#### Supplied material ####
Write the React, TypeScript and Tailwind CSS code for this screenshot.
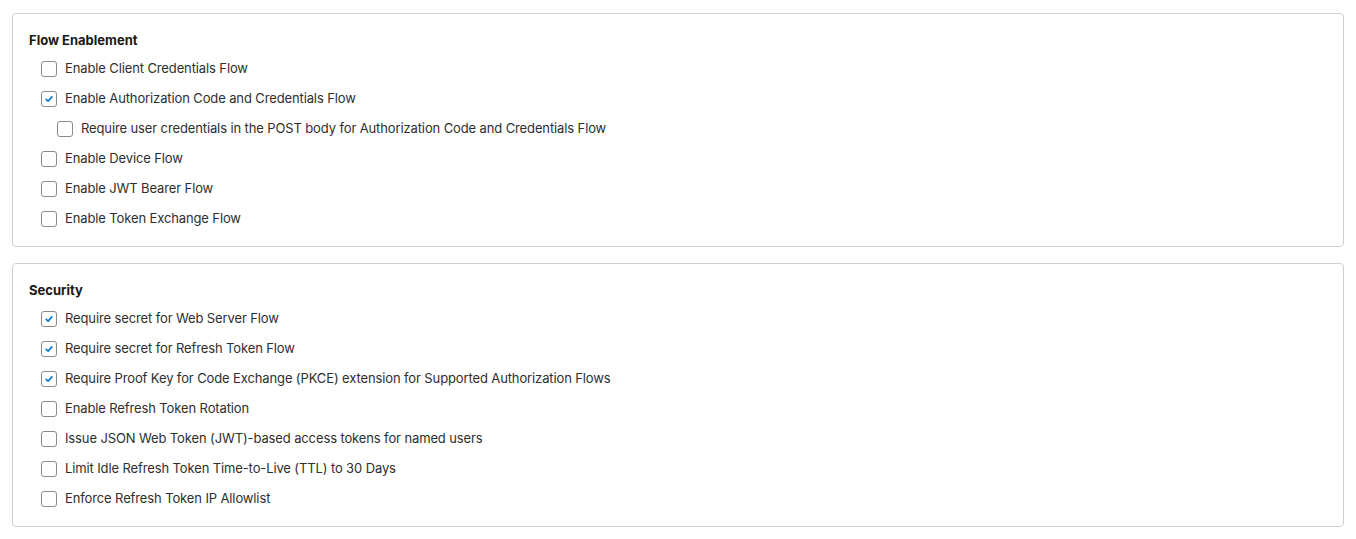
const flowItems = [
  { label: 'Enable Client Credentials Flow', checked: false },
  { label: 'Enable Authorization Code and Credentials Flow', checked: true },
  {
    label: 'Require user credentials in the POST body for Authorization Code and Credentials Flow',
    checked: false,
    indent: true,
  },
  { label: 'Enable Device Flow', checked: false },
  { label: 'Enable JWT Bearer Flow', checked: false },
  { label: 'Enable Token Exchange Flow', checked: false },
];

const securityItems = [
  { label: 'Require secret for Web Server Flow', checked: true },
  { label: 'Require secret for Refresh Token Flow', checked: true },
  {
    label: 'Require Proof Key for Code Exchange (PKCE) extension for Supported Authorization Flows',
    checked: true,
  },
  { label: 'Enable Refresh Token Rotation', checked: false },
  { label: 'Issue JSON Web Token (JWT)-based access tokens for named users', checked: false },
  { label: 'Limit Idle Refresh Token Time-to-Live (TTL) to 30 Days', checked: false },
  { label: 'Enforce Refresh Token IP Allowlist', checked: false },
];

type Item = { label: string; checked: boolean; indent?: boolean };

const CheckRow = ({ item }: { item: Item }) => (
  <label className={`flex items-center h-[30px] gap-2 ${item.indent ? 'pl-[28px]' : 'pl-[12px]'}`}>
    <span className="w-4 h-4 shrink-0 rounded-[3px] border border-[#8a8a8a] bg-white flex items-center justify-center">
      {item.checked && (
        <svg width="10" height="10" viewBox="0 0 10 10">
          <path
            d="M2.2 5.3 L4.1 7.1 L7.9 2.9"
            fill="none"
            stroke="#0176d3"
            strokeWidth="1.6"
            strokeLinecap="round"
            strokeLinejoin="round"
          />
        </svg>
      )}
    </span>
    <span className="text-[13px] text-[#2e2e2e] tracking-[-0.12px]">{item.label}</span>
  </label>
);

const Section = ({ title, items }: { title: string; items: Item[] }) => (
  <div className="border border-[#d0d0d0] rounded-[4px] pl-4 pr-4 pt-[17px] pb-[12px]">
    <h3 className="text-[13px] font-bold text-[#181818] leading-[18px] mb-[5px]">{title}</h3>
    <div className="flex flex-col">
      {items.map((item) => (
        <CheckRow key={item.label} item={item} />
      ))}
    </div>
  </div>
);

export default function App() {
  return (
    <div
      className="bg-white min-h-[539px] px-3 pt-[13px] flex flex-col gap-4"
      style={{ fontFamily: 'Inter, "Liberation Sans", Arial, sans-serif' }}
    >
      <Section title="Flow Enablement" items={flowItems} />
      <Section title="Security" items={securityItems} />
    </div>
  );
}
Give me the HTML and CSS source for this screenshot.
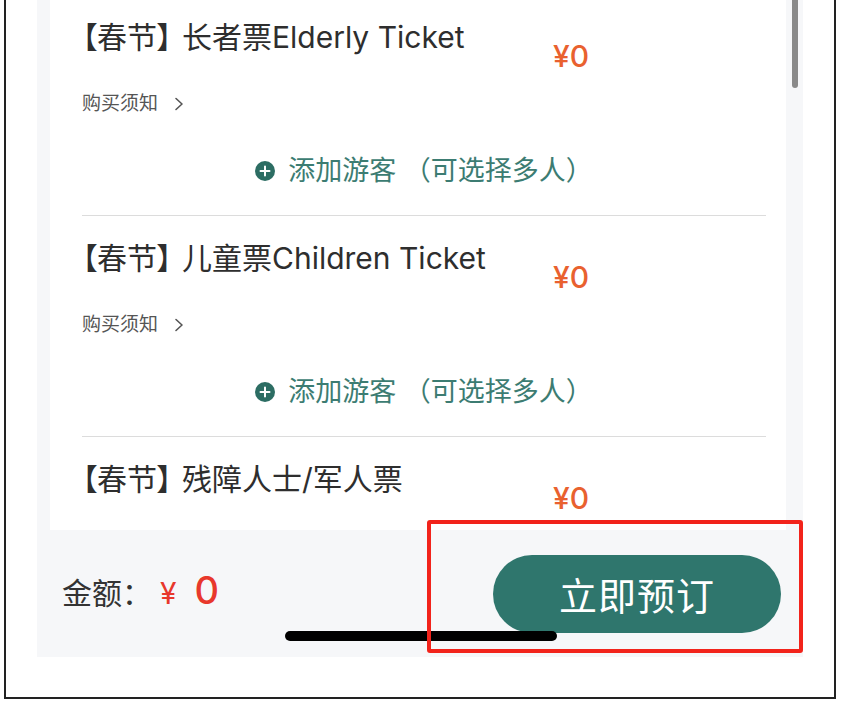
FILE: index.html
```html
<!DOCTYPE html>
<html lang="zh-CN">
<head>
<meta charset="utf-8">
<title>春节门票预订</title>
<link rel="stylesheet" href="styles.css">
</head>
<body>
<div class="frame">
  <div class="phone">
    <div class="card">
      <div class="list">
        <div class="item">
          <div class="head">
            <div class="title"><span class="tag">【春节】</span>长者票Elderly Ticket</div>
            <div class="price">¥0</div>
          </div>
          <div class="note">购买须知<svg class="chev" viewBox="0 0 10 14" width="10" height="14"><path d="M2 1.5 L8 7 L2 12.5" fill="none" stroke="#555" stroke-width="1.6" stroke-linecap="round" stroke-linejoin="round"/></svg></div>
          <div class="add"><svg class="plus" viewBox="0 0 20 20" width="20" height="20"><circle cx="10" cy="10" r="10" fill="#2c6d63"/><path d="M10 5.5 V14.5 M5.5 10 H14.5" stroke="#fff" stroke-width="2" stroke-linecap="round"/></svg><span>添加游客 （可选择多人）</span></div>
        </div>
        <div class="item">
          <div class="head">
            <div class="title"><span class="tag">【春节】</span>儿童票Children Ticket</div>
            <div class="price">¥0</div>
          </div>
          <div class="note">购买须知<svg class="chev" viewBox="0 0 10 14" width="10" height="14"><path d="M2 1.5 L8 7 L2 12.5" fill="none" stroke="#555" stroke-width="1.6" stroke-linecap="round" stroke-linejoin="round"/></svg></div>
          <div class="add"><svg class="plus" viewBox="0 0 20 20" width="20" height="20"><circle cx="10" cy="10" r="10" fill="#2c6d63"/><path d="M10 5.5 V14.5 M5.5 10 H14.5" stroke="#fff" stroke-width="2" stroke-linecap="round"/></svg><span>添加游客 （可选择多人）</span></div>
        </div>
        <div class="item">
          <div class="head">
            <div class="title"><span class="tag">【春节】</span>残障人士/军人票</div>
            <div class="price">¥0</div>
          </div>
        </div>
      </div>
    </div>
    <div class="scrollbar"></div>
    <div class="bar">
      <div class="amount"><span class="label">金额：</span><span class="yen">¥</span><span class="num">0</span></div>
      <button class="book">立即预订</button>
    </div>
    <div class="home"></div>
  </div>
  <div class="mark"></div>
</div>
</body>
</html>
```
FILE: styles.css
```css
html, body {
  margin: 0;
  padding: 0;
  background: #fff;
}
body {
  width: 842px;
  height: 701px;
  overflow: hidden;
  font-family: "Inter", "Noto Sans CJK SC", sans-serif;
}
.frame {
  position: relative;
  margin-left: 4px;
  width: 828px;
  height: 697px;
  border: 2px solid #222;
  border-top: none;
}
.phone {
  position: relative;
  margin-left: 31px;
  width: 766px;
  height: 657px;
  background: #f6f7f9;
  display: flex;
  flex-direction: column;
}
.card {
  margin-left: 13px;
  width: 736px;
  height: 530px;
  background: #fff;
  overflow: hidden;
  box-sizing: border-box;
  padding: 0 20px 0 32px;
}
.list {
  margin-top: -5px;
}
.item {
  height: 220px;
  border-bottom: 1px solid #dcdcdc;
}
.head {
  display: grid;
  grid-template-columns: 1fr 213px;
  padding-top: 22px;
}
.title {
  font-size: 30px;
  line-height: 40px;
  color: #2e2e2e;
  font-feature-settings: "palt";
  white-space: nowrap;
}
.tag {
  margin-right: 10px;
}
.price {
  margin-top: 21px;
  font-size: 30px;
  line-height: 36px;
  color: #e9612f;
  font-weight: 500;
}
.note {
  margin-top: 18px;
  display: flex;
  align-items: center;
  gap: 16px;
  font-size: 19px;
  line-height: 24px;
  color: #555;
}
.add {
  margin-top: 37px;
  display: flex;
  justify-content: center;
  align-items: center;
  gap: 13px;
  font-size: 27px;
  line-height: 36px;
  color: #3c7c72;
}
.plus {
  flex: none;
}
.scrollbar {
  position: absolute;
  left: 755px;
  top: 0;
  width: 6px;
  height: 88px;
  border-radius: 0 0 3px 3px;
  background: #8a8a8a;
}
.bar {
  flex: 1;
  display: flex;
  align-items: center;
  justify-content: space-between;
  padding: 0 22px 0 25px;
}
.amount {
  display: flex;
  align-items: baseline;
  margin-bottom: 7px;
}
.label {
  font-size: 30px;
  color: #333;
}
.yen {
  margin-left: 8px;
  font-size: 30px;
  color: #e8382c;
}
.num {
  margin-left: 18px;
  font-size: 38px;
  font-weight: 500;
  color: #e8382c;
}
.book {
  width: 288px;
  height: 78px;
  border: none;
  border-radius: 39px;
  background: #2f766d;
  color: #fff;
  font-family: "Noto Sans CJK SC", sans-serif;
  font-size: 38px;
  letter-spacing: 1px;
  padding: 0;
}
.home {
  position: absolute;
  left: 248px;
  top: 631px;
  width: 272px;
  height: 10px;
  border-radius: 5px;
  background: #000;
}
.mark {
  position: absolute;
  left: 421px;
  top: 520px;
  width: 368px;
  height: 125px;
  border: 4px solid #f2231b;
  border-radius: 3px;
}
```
####
Your task is to return the lines above, from the first one up to and including the line containing "string; checked: boolean;", minus any pictures.

Write the React, TypeScript and Tailwind CSS code for this screenshot.
const flowItems = [
  { label: 'Enable Client Credentials Flow', checked: false },
  { label: 'Enable Authorization Code and Credentials Flow', checked: true },
  {
    label: 'Require user credentials in the POST body for Authorization Code and Credentials Flow',
    checked: false,
    indent: true,
  },
  { label: 'Enable Device Flow', checked: false },
  { label: 'Enable JWT Bearer Flow', checked: false },
  { label: 'Enable Token Exchange Flow', checked: false },
];

const securityItems = [
  { label: 'Require secret for Web Server Flow', checked: true },
  { label: 'Require secret for Refresh Token Flow', checked: true },
  {
    label: 'Require Proof Key for Code Exchange (PKCE) extension for Supported Authorization Flows',
    checked: true,
  },
  { label: 'Enable Refresh Token Rotation', checked: false },
  { label: 'Issue JSON Web Token (JWT)-based access tokens for named users', checked: false },
  { label: 'Limit Idle Refresh Token Time-to-Live (TTL) to 30 Days', checked: false },
  { label: 'Enforce Refresh Token IP Allowlist', checked: false },
];

type Item = { label: string; checked: boolean; indent?: boolean };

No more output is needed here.